CMBS loans on 10-building portfolio matured last month

SF-Based Zappettini Family Defaults on Loan Tied to Silicon Valley Commercial
Zappettini President John Zappettini and an aerial of the portfolio with 1212 Terra Bella Avenue (LinkedIn, Google Maps)

The San Francisco-based Zappettini family is in default on $120 million in loans tied to a ten-building commercial portfolio near Google’s Mountain View headquarters, after the loans matured last month, according to servicer commentary reported by several ratings agencies. 

The San Francisco-based Zappettini family originally bought and developed the properties in the 1970s.

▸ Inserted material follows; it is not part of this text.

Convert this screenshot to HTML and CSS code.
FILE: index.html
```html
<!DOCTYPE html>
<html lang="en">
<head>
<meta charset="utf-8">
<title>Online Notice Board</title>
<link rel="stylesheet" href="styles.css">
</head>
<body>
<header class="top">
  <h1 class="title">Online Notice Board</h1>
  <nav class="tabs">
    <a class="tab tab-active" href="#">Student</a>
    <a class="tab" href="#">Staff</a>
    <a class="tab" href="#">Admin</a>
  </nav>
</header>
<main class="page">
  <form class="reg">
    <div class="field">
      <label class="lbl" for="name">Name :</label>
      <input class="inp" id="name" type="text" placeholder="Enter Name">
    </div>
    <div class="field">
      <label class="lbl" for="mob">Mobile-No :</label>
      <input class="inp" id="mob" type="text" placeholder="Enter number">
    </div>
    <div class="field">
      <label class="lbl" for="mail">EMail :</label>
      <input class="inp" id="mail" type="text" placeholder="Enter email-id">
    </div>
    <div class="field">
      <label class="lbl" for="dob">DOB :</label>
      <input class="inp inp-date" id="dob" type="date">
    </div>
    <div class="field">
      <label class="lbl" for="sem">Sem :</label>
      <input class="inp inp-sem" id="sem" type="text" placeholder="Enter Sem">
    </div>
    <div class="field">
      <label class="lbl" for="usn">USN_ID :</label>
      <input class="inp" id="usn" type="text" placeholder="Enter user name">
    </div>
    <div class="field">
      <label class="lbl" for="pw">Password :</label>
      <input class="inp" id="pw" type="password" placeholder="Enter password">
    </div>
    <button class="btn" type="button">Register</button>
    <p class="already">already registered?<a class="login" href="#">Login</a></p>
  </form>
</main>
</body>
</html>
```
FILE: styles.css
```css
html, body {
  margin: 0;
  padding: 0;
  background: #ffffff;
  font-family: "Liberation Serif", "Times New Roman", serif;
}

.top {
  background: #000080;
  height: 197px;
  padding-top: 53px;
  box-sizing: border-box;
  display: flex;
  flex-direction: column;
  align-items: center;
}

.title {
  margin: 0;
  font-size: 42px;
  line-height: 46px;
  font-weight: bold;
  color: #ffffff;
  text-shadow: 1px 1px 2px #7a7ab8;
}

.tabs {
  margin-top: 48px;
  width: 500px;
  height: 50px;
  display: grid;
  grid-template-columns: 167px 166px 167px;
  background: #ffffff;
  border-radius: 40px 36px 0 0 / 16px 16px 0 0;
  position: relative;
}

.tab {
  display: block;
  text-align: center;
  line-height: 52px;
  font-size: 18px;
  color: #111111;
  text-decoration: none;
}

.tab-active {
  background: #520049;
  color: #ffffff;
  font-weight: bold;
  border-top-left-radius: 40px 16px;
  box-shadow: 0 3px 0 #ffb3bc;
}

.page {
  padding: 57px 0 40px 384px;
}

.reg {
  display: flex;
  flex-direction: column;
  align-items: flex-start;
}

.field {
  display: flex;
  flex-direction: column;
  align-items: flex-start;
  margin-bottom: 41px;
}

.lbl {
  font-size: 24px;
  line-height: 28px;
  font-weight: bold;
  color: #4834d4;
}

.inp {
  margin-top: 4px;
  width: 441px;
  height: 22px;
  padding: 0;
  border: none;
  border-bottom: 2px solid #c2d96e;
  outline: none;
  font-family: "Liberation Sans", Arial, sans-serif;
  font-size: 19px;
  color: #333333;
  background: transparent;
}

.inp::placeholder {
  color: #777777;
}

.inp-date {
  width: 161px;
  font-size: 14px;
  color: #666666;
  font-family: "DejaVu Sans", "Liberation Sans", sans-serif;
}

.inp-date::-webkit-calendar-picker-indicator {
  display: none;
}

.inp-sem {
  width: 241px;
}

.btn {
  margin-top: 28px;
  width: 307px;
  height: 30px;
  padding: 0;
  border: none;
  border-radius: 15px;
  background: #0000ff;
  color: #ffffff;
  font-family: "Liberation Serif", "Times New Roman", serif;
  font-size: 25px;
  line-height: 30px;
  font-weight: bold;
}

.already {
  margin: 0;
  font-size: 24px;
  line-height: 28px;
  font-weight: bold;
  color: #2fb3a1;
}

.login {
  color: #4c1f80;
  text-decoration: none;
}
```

The collateral is part of a larger 10-acre office and industrial park with 17 buildings along Terra Bella Ave, West Middlefield Road and North Shoreline Boulevard. 

It is “pursuing its redevelopment into a mixed-use commercial and residential park adjacent to Google’s Mountain View headquarters,” according to its website. 

The Zappettinis did not respond to a request for comment. 

Citi Real Estate Funding originated the two loans — one for $65 million and a second for $55 million — and then pooled them into commercial mortgage-backed securities deals. 

Special servicer comments for the loans show the portfolio was 87 percent occupied as of September 2023 with a debt service coverage ratio of 1.7 for the first nine months of 2023, meaning the borrowers were making more than what was needed to service the debt. 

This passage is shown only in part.